Donna called me again Friday morning after her latest materal fetal medicine appointment.

I can’t explain how much I enjoy talking to her about our pregnancies.

Donna understands the difficulty of caring for toddlers and the struggles of maintaining a house while on bedrest. She did that with her second pregnancy. She understands the challenges and risks a NICU baby (and NICU parents) are facing. But she’s come through and she’s seen God’s grace in her own life and the life of her family. And she always points me back to Him. There’s no sense of pity or despair: it’s just where we’re at right now. Right now, there are very few people I can talk with that way!
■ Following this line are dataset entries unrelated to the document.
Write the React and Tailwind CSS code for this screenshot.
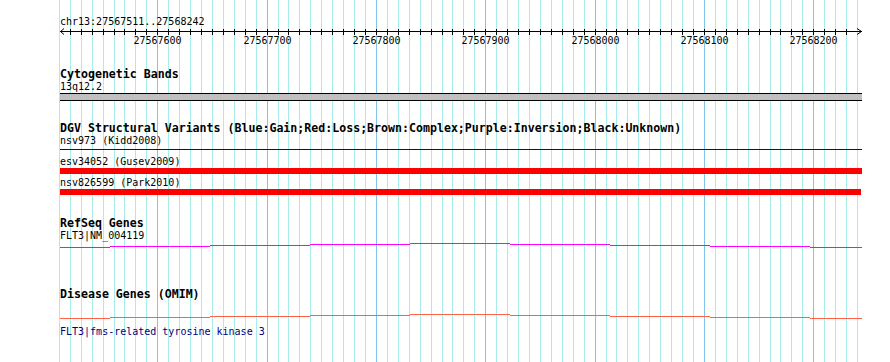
import React from 'react'

const START = 27567510
const END = 27568240
const PX = 1.0933
const X0 = 58.9
const bpX = (p) => Math.round(X0 + (p - START) * PX)

const mono = { fontFamily: '"DejaVu Sans Mono", "Liberation Mono", monospace' }

// grid / ruler positions, one every 10 bp
const gridPos = []
for (let p = START; p <= END; p += 10) gridPos.push(p)
const majors = [27567600, 27567700, 27567800, 27567900, 27568000, 27568100, 27568200]

const steps = [60, 110, 210, 310, 410, 510, 610, 710, 810, 862]
const levels = [5, 4, 3, 2, 1, 2, 3, 4, 5]

function Grid() {
  return (
    <svg className="absolute inset-0" width={890} height={362}>
      {gridPos.map((p) => {
        const x = bpX(p) + 0.5
        const major = p % 100 === 0
        return (
          <line key={p} x1={x} x2={x} y1={0} y2={362}
            stroke={major ? '#82c4ea' : '#a8ecec'} strokeWidth={1} />
        )
      })}
    </svg>
  )
}

function Ruler() {
  return (
    <div className="relative h-[19px] w-[890px]">
      <svg className="absolute inset-0" width={890} height={19}>
        <line x1={60} x2={862} y1={3.5} y2={3.5} stroke="#000" />
        {gridPos.filter((p) => p > START && p < END).map((p) => {
          const x = bpX(p) + 0.5
          return <line key={p} x1={x} x2={x} y1={1} y2={7} stroke="#000" />
        })}
        <polyline points="64,0.5 60.5,3.5 64,6.5" fill="none" stroke="#000" />
        <polyline points="857,0.5 861.5,3.5 857,6.5" fill="none" stroke="#000" />
      </svg>
      {majors.map((p) => (
        <span key={p} className="absolute top-[6px] -translate-x-1/2 text-[10px] leading-[13px] text-black" style={{ ...mono, left: bpX(p) + 0.5 }}>
          {p}
        </span>
      ))}
    </div>
  )
}

function StepLine({ color }) {
  return (
    <svg className="block" width={890} height={7}>
      {levels.map((lv, i) => (
        <rect key={i} x={steps[i]} y={lv} width={steps[i + 1] - steps[i]} height={1} fill={color} />
      ))}
    </svg>
  )
}

function Title({ children, className = '' }) {
  return (
    <div className={'pl-[60px] text-[11.6px] font-bold leading-[13px] text-black whitespace-nowrap overflow-visible ' + className} style={mono}>
      {children}
    </div>
  )
}

function Label({ children, className = '' }) {
  return (
    <div className={'pl-[60px] h-[13px] text-[10px] leading-[13px] whitespace-nowrap ' + className} style={mono}>
      {children}
    </div>
  )
}

export default function App() {
  return (
    <div className="relative w-[890px] h-[362px] overflow-hidden bg-white">
      <Grid />
      <div className="relative">
        <Label className="pt-[15px] h-[28px] text-black">chr13:27567511..27568242</Label>
        <Ruler />

        <Title className="mt-[21px] h-[12px]">Cytogenetic Bands</Title>
        <Label className="text-black">13q12.2</Label>
        <div className="ml-[60px] w-[802px] h-[8px] border-y border-black bg-[#c0c0c0]" />

        <Title className="mt-[21px] h-[12px]">DGV Structural Variants (Blue:Gain;Red:Loss;Brown:Complex;Purple:Inversion;Black:Unknown)</Title>
        <Label className="text-black">nsv973 (Kidd2008)</Label>
        <div className="ml-[60px] mt-[2px] w-[802px] h-px bg-[#0000c8]" />
        <Label className="mt-[5px] text-black">esv34052 (Gusev2009)</Label>
        <div className="ml-[60px] w-[802px] h-[6px] bg-[#ff0000]" />
        <Label className="mt-[2px] text-black">nsv826599 (Park2010)</Label>
        <div className="ml-[60px] w-[801px] h-[6px] bg-[#ff0000]" />

        <Title className="mt-[22px] h-[12px]">RefSeq Genes</Title>
        <Label className="text-black">FLT3|NM_004119</Label>
        <StepLine color="#ff00ff" />

        <Title className="mt-[39px] h-[13px]">Disease Genes (OMIM)</Title>
        <div className="mt-[12px]">
          <StepLine color="#ff6347" />
        </div>
        <Label className="mt-[5px] text-[#000080]">FLT3|fms-related tyrosine kinase 3</Label>
      </div>
    </div>
  )
}
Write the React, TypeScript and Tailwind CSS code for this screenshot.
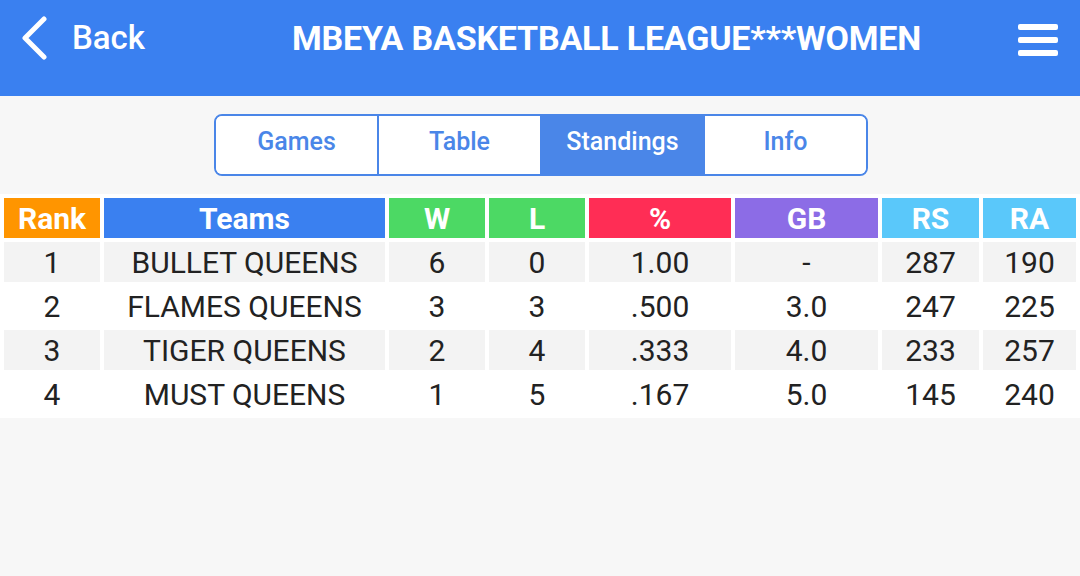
const headers = [
  { label: 'Rank', color: 'bg-[#ff9500]' },
  { label: 'Teams', color: 'bg-[#3a80f0]' },
  { label: 'W', color: 'bg-[#4cd964]' },
  { label: 'L', color: 'bg-[#4cd964]' },
  { label: '%', color: 'bg-[#ff2d55]' },
  { label: 'GB', color: 'bg-[#8c6ce6]' },
  { label: 'RS', color: 'bg-[#5ac8fa]' },
  { label: 'RA', color: 'bg-[#5ac8fa]' },
];

const rows = [
  ['1', 'BULLET QUEENS', '6', '0', '1.00', '-', '287', '190'],
  ['2', 'FLAMES QUEENS', '3', '3', '.500', '3.0', '247', '225'],
  ['3', 'TIGER QUEENS', '2', '4', '.333', '4.0', '233', '257'],
  ['4', 'MUST QUEENS', '1', '5', '.167', '5.0', '145', '240'],
];

const tabs = ['Games', 'Table', 'Standings', 'Info'];

export default function App() {
  return (
    <div className="min-h-[576px] bg-[#f7f7f7] font-['Roboto',sans-serif]">
      <header className="flex h-[96px] items-center justify-between bg-[#3a80f0] pb-[20px] pl-[20px] pr-[22px] text-white">
        <div className="flex items-center gap-[24px]">
          <svg width="28" height="44" viewBox="0 0 28 44">
            <path d="M24 3 L5 22 L24 41" fill="none" stroke="white" strokeWidth="5" strokeLinecap="round" strokeLinejoin="round" />
          </svg>
          <span className="text-[33px] font-medium">Back</span>
        </div>
        <h1 className="ml-[50px] text-[34px] font-bold tracking-[-0.2px]">MBEYA BASKETBALL LEAGUE***WOMEN</h1>
        <div className="mt-[4px] flex w-[40px] flex-col gap-[7px]">
          <span className="h-[6px] rounded-[2px] bg-white" />
          <span className="h-[6px] rounded-[2px] bg-white" />
          <span className="h-[6px] rounded-[2px] bg-white" />
        </div>
      </header>

      <div className="flex justify-center pt-[18px]">
        <div className="ml-[2px] flex h-[62px] w-[654px] overflow-hidden rounded-[8px] border-2 border-[#4a86e8]">
          {tabs.map((t, i) => (
            <div
              key={t}
              className={
                'flex flex-1 items-center justify-center pb-[6px] text-[25px] font-medium ' +
                (i > 0 ? 'border-l-2 border-[#4a86e8] ' : '') +
                (t === 'Standings' ? 'bg-[#4a86e8] text-white' : 'bg-white text-[#4a86e8]')
              }
            >
              {t}
            </div>
          ))}
        </div>
      </div>

      <div className="mt-[18px] grid grid-cols-[96px_281px_96px_96px_142px_143px_97px_1fr] gap-[4px] bg-white p-[4px] text-center text-[30px] text-[#222]">
        {headers.map((h) => (
          <div key={h.label} className={`${h.color} flex h-[40px] items-center justify-center font-bold text-white`}>
            {h.label}
          </div>
        ))}
        {rows.map((r, ri) =>
          r.map((c, ci) => (
            <div
              key={ri + '-' + ci}
              className={`flex h-[40px] items-center justify-center ${ri % 2 === 0 ? 'bg-[#f3f3f3]' : 'bg-white'}`}
            >
              {c}
            </div>
          ))
        )}
      </div>
    </div>
  );
}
It’s kind of like when I was studying for the CPA exam:

There were people who pitied me and said ‘oh I’ve heard how terrrrrrible that exam is! Good luck studying, and I hope you ever get your life back since no one people actually passes it the first time.’  (Oh the drama.)

Then there were people who had no clue what the exam was like, and would say things like ‘yeah, I’m thinking of starting a lemonade stand, so I’m studying too.’ Okay, no one actually said that, but my point is their comments told you they had absolutely no idea what was involved in becoming a CPA!

But when I talked to my peers (those taking the review course two nights a week from July – November, while working crazy hours starting out at the CPA firm, those spending most every weeknight and most of their weekends studying instead of hanging out with college friends), those were the people I could really talk to. Half of the conversations (that I had with everyone else) went unsaid, because I didn’t have to explain–we were in it together. And they understood.

So when Donna and I talk, we understand because we’ve both been there, and we both could potentially be facing many of the same circumstances all over again.

We share test results, and we don’t have to explain what the test is for or what the results mean, because we both have them. We compare notes from our appointments. We laugh over our husbands’ responses to everything going on. Together we are thankful for husbands that provide for us, care for us, jump right in to help whenever the contractions get more intense–and sometimes even protect us from ourselves (Donna’s husband told her a few weeks ago, ‘if the doctor doesn’t put you on bedrest, I will.’).

It’s always such an encouragement to talk to someone whose been there, and is walking much the same path right now, looking to God for His grace and strength each step of the way!

Next call: Monday morning, after my appointment. Can’t wait!